(TASK INPUT):
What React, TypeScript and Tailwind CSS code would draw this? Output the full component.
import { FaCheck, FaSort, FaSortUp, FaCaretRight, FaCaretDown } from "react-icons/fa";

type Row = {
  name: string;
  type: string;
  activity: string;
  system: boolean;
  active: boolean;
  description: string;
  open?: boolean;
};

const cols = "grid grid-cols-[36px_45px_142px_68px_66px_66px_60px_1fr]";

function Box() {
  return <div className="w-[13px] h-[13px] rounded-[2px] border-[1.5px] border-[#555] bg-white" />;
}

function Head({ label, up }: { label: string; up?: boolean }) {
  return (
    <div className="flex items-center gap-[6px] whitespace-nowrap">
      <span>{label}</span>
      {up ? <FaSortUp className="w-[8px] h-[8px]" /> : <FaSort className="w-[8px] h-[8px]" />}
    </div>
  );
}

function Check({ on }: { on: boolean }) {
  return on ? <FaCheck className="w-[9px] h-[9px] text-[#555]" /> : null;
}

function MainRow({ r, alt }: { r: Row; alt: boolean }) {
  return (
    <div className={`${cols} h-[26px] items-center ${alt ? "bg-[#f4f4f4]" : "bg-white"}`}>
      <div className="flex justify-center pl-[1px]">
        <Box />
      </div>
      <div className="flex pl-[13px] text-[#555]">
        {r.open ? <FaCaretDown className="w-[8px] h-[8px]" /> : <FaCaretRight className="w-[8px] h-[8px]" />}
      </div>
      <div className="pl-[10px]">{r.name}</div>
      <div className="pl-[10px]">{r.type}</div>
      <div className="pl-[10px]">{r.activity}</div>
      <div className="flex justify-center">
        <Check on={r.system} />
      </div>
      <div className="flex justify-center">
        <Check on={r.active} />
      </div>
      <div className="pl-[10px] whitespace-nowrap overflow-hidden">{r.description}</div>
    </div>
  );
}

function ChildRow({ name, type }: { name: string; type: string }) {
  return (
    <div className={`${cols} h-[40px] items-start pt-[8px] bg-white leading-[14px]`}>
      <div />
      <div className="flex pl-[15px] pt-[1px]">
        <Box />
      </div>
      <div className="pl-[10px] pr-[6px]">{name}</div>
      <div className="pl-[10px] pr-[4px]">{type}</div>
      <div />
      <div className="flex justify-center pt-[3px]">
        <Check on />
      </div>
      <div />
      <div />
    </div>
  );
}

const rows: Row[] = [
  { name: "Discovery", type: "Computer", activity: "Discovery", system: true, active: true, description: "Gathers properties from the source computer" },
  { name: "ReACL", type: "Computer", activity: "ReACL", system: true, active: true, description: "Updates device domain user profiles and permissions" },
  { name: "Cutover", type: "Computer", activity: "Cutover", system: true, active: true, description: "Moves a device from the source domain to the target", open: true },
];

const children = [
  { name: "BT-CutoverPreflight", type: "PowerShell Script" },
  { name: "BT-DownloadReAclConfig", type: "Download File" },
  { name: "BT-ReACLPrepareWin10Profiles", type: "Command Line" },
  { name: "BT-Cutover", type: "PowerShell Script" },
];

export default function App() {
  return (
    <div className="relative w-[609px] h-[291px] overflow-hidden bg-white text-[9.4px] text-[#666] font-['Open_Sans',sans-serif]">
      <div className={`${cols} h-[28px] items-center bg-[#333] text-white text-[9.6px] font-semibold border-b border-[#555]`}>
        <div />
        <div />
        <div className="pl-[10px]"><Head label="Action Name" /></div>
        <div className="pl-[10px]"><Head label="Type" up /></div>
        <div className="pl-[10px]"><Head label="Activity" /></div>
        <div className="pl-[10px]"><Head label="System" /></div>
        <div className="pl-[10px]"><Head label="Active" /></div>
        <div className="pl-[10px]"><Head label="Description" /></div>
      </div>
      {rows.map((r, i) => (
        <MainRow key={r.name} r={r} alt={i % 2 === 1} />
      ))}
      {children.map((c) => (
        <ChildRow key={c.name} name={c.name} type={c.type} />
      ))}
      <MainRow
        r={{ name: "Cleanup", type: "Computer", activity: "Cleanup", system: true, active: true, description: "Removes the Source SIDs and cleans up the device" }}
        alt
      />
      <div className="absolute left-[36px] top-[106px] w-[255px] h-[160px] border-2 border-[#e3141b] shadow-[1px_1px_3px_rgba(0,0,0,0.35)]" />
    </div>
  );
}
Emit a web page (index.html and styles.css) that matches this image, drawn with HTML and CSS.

(THE REQUEST):
Write out all the entries exactly.

(THE RESULT):
What React, TypeScript and Tailwind CSS code would draw this? Output the full component.
import { FaCheck, FaSort, FaSortUp, FaCaretRight, FaCaretDown } from "react-icons/fa";

type Row = {
  name: string;
  type: string;
  activity: string;
  system: boolean;
  active: boolean;
  description: string;
  open?: boolean;
};

const cols = "grid grid-cols-[36px_45px_142px_68px_66px_66px_60px_1fr]";

function Box() {
  return <div className="w-[13px] h-[13px] rounded-[2px] border-[1.5px] border-[#555] bg-white" />;
}

function Head({ label, up }: { label: string; up?: boolean }) {
  return (
    <div className="flex items-center gap-[6px] whitespace-nowrap">
      <span>{label}</span>
      {up ? <FaSortUp className="w-[8px] h-[8px]" /> : <FaSort className="w-[8px] h-[8px]" />}
    </div>
  );
}

function Check({ on }: { on: boolean }) {
  return on ? <FaCheck className="w-[9px] h-[9px] text-[#555]" /> : null;
}

function MainRow({ r, alt }: { r: Row; alt: boolean }) {
  return (
    <div className={`${cols} h-[26px] items-center ${alt ? "bg-[#f4f4f4]" : "bg-white"}`}>
      <div className="flex justify-center pl-[1px]">
        <Box />
      </div>
      <div className="flex pl-[13px] text-[#555]">
        {r.open ? <FaCaretDown className="w-[8px] h-[8px]" /> : <FaCaretRight className="w-[8px] h-[8px]" />}
      </div>
      <div className="pl-[10px]">{r.name}</div>
      <div className="pl-[10px]">{r.type}</div>
      <div className="pl-[10px]">{r.activity}</div>
      <div className="flex justify-center">
        <Check on={r.system} />
      </div>
      <div className="flex justify-center">
        <Check on={r.active} />
      </div>
      <div className="pl-[10px] whitespace-nowrap overflow-hidden">{r.description}</div>
    </div>
  );
}

function ChildRow({ name, type }: { name: string; type: string }) {
  return (
    <div className={`${cols} h-[40px] items-start pt-[8px] bg-white leading-[14px]`}>
      <div />
      <div className="flex pl-[15px] pt-[1px]">
        <Box />
      </div>
      <div className="pl-[10px] pr-[6px]">{name}</div>
      <div className="pl-[10px] pr-[4px]">{type}</div>
      <div />
      <div className="flex justify-center pt-[3px]">
        <Check on />
      </div>
      <div />
      <div />
    </div>
  );
}

const rows: Row[] = [
  { name: "Discovery", type: "Computer", activity: "Discovery", system: true, active: true, description: "Gathers properties from the source computer" },
  { name: "ReACL", type: "Computer", activity: "ReACL", system: true, active: true, description: "Updates device domain user profiles and permissions" },
  { name: "Cutover", type: "Computer", activity: "Cutover", system: true, active: true, description: "Moves a device from the source domain to the target", open: true },
];

const children = [
  { name: "BT-CutoverPreflight", type: "PowerShell Script" },
  { name: "BT-DownloadReAclConfig", type: "Download File" },
  { name: "BT-ReACLPrepareWin10Profiles", type: "Command Line" },
  { name: "BT-Cutover", type: "PowerShell Script" },
];

export default function App() {
  return (
    <div className="relative w-[609px] h-[291px] overflow-hidden bg-white text-[9.4px] text-[#666] font-['Open_Sans',sans-serif]">
      <div className={`${cols} h-[28px] items-center bg-[#333] text-white text-[9.6px] font-semibold border-b border-[#555]`}>
        <div />
        <div />
        <div className="pl-[10px]"><Head label="Action Name" /></div>
        <div className="pl-[10px]"><Head label="Type" up /></div>
        <div className="pl-[10px]"><Head label="Activity" /></div>
        <div className="pl-[10px]"><Head label="System" /></div>
        <div className="pl-[10px]"><Head label="Active" /></div>
        <div className="pl-[10px]"><Head label="Description" /></div>
      </div>
      {rows.map((r, i) => (
        <MainRow key={r.name} r={r} alt={i % 2 === 1} />
      ))}
      {children.map((c) => (
        <ChildRow key={c.name} name={c.name} type={c.type} />
      ))}
      <MainRow
        r={{ name: "Cleanup", type: "Computer", activity: "Cleanup", system: true, active: true, description: "Removes the Source SIDs and cleans up the device" }}
        alt
      />
      <div className="absolute left-[36px] top-[106px] w-[255px] h-[160px] border-2 border-[#e3141b] shadow-[1px_1px_3px_rgba(0,0,0,0.35)]" />
    </div>
  );
}
Emit a web page (index.html and styles.css) that matches this image, drawn with HTML and CSS.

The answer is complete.